Olayın Sivas Katliamından 5 gün sonra gerçekleşmesi, Sünni bir köyün hedef alınması, ilk katledilenlerin köy camisinden çıkan insanlar olması, öldürülen insan sayısının Sivas Katliamında öldürülen kişi sayısına çok yakın (Sivas Katliamında 35 kişi katledilmişti) olması, eylemin “Sivas Katliamı”nın intikamını almak için yapıldığı algısı yarattı. Hedef ülke genelinde bir Alevi-Sünni iç savaşı çıkarmaktı…
Bazı Devlet görevlilerinin tavırlarının da bu yönde olması ilginçti.
Mesela;
Başlangıçta eylemi yapanların PKK terör örgütü mensubu oldukları gerçeği hep gizlendi.
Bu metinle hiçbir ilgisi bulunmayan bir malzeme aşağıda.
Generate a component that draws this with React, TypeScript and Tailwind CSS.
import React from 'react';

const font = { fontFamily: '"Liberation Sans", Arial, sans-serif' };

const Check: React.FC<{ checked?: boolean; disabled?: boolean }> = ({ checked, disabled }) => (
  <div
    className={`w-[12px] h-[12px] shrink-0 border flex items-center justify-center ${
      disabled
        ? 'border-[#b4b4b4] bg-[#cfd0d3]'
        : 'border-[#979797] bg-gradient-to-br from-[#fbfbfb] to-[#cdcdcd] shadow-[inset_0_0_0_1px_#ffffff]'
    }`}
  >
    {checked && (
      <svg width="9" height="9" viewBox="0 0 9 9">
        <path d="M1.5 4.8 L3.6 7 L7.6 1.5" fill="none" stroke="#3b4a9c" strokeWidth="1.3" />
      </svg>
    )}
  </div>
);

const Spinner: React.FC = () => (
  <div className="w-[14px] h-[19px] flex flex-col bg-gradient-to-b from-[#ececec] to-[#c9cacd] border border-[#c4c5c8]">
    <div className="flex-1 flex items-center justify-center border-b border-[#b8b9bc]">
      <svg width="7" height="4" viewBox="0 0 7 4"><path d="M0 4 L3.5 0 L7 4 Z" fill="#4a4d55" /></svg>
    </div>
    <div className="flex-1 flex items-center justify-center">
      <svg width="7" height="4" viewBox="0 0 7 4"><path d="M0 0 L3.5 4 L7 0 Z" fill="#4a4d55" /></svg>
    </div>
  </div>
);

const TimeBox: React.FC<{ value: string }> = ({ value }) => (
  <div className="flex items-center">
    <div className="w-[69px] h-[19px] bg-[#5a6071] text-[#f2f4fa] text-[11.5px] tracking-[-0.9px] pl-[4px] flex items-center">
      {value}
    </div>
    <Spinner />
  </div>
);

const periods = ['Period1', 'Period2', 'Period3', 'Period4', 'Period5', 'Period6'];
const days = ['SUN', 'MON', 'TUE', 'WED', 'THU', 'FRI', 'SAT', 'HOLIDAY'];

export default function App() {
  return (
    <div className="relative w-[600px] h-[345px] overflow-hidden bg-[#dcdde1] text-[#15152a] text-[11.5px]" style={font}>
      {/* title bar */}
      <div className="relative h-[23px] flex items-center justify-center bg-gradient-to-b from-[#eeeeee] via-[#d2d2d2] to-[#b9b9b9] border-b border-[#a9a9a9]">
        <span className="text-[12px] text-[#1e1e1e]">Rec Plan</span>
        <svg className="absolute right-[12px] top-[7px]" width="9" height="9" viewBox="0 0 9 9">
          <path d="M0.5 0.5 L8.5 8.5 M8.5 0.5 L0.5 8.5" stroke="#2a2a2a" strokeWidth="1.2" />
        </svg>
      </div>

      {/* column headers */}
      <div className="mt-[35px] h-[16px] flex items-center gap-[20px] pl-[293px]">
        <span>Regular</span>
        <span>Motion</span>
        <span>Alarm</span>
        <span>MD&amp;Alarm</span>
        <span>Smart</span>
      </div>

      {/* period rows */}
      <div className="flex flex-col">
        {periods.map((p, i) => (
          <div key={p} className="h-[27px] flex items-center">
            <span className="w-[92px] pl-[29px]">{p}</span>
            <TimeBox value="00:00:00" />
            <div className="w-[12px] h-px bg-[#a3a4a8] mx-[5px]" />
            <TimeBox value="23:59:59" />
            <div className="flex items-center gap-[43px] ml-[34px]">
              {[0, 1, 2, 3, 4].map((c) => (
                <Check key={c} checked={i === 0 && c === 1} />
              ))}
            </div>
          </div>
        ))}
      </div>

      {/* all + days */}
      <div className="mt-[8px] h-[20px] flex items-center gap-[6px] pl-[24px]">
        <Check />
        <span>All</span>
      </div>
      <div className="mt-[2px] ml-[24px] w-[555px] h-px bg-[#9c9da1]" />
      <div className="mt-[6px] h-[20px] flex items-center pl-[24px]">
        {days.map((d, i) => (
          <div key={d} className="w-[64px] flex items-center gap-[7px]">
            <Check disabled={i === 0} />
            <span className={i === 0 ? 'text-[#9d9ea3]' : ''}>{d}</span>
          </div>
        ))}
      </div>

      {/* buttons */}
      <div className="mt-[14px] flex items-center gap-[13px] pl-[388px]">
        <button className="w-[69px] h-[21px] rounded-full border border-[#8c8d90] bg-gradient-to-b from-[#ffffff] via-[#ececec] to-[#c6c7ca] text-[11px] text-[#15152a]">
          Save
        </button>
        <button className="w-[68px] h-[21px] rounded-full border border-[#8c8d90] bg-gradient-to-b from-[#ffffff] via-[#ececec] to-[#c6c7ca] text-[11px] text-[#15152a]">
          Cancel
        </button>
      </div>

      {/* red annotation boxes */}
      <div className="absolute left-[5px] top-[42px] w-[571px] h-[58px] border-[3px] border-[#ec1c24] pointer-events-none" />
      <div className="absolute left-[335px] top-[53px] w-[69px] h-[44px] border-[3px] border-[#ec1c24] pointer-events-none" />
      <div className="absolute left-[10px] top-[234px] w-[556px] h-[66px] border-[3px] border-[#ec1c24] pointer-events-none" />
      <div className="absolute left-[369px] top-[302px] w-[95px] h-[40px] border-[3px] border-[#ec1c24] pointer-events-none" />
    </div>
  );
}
DHKPC ve TİKKO gibi mensupları arasında Alevilerin yoğun olduğu terör örgütlerinin adları zikredildi.
Köy İmamı Mahmut Fidan, olay başlayınca Başpınar Köyü Jandarma Karakol Komutanlığı’nı aramasına rağmen telefona cevap verilmedi.
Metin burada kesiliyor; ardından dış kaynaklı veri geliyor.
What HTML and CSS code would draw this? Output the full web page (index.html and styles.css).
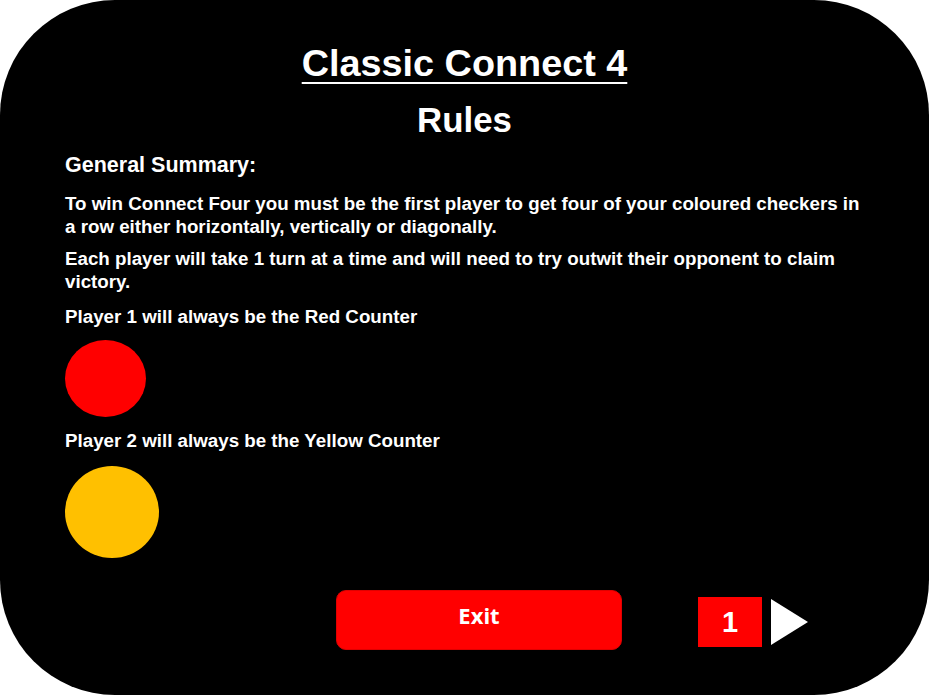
FILE: index.html
```
<!DOCTYPE html>
<html>
<head>
<meta charset="utf-8">
<link rel="stylesheet" href="styles.css">
</head>
<body>
<div class="card">
  <h1 class="title">Classic Connect 4</h1>
  <h2 class="subtitle">Rules</h2>
  <div class="rules">
    <p class="heading">General Summary:</p>
    <p class="para p1">To win Connect Four you must be the first player to get four of your coloured checkers in a row either horizontally, vertically or diagonally.</p>
    <p class="para p2">Each player will take 1 turn at a time and will need to try outwit their opponent to claim victory.</p>
    <p class="para p3">Player 1 will always be the Red Counter</p>
    <div class="counter red"></div>
    <p class="para p4">Player 2 will always be the Yellow Counter</p>
    <div class="counter yellow"></div>
  </div>
  <div class="footer">
    <button class="exit">Exit</button>
    <div class="pager">
      <span class="page-num">1</span>
      <svg class="next" width="38" height="46" viewBox="0 0 38 46"><polygon points="0,0 37,23 0,46" fill="#ffffff"/></svg>
    </div>
  </div>
</div>
</body>
</html>
```
FILE: styles.css
```
html, body {
  margin: 0;
  padding: 0;
  background: #ffffff;
}
.card {
  width: 929px;
  height: 695px;
  background: #000000;
  border-radius: 115px;
  box-sizing: border-box;
  padding-top: 43px;
  color: #ffffff;
  font-family: "Liberation Sans", Arial, sans-serif;
  font-weight: bold;
  display: flex;
  flex-direction: column;
}
.title {
  margin: 0;
  font-size: 37.8px;
  line-height: 40px;
  text-align: center;
  text-decoration: underline;
  text-decoration-thickness: 2px;
  text-underline-offset: 6px;
  font-weight: bold;
}
.subtitle {
  margin: 17px 0 0;
  font-size: 34.8px;
  line-height: 40px;
  text-align: center;
  font-weight: bold;
}
.rules {
  padding-left: 65px;
  width: 805px;
  display: flex;
  flex-direction: column;
  align-items: flex-start;
}
.heading {
  margin: 13px 0 0;
  font-size: 21.5px;
  line-height: 25px;
}
.para {
  margin: 0;
  font-size: 18.75px;
  line-height: 23px;
}
.p1 { margin-top: 14px; }
.p2 { margin-top: 9px; }
.p3 { margin-top: 12px; }
.p4 { margin-top: 12px; }
.counter {
  border-radius: 50%;
}
.red {
  width: 81px;
  height: 77px;
  background: #ff0000;
  margin-top: 12px;
}
.yellow {
  width: 94px;
  height: 92px;
  background: #ffc000;
  margin-top: 14px;
}
.footer {
  display: flex;
  align-items: flex-start;
  padding-left: 336px;
  margin-top: 32px;
}
.exit {
  width: 286px;
  height: 60px;
  background: #ff0000;
  border: 1px solid #e00000;
  border-radius: 10px;
  color: #ffffff;
  font-family: "Open Sans", sans-serif;
  font-weight: bold;
  font-size: 22px;
  line-height: 30px;
  padding: 9px 0 0;
  display: flex;
  justify-content: center;
  align-items: flex-start;
  box-sizing: border-box;
}
.pager {
  display: flex;
  align-items: center;
  margin-left: 76px;
  margin-top: 7px;
  gap: 9px;
}
.page-num {
  width: 64px;
  height: 50px;
  background: #ff0000;
  display: flex;
  align-items: center;
  justify-content: center;
  font-size: 29px;
  line-height: 30px;
}
.next {
  display: block;
}
```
Ölenlerin otopsisi dahi yapılmadı.
İş makineleri, deliller toplanmadan yanan evleri dozerle dümdüz etti.
Olay yerinde 585 boş kovan bulundu, kovanlara balistik incelemesi yapılmadı. Mahkeme tutanaklarına giren, konuyla ilgili vahim bir iddiayı da aktarmak gerekiyor; Jandarma, Başbağlar’a geldikten sonra köylülere kasayla kaleşnikof teslim edilmek istiyor. Köylülerin, ‘Bu silahları ne yapacağız’ sorması üzerine Jandarma köylülere ‘Bu silahlarla kendinizi koruyun’ demesi, köylülere silah verilerek yakınında bulunan Alevi köyüne saldırtılmanın hedeflendiği şüphesini akla getiriyor. Allahtan muhtar tutanaksız bu silahları almayacağını söylüyor da Jandarma kaleşnikofları vermekten vazgeçiyor.
Sonuç ne mi oldu; Başbağlar davasında tek bir sanık bile ceza almadı..
Özetle ülkeyi bir kan gölüne çevirmek, iç savaş çıkarmak için yapılan Başbağlar Katliamı, Başbağlar köylülerinin basiretli tavırları nedeni ile hedefine ulaşmadı.
Şurası artık bilinmelidir ki Madımak da Başbağlar da bu milletin ortak acısıdır. Bu acıları senin acın- benim acım diye ayrıştıranlar kesinlikle iyi niyetli değildir.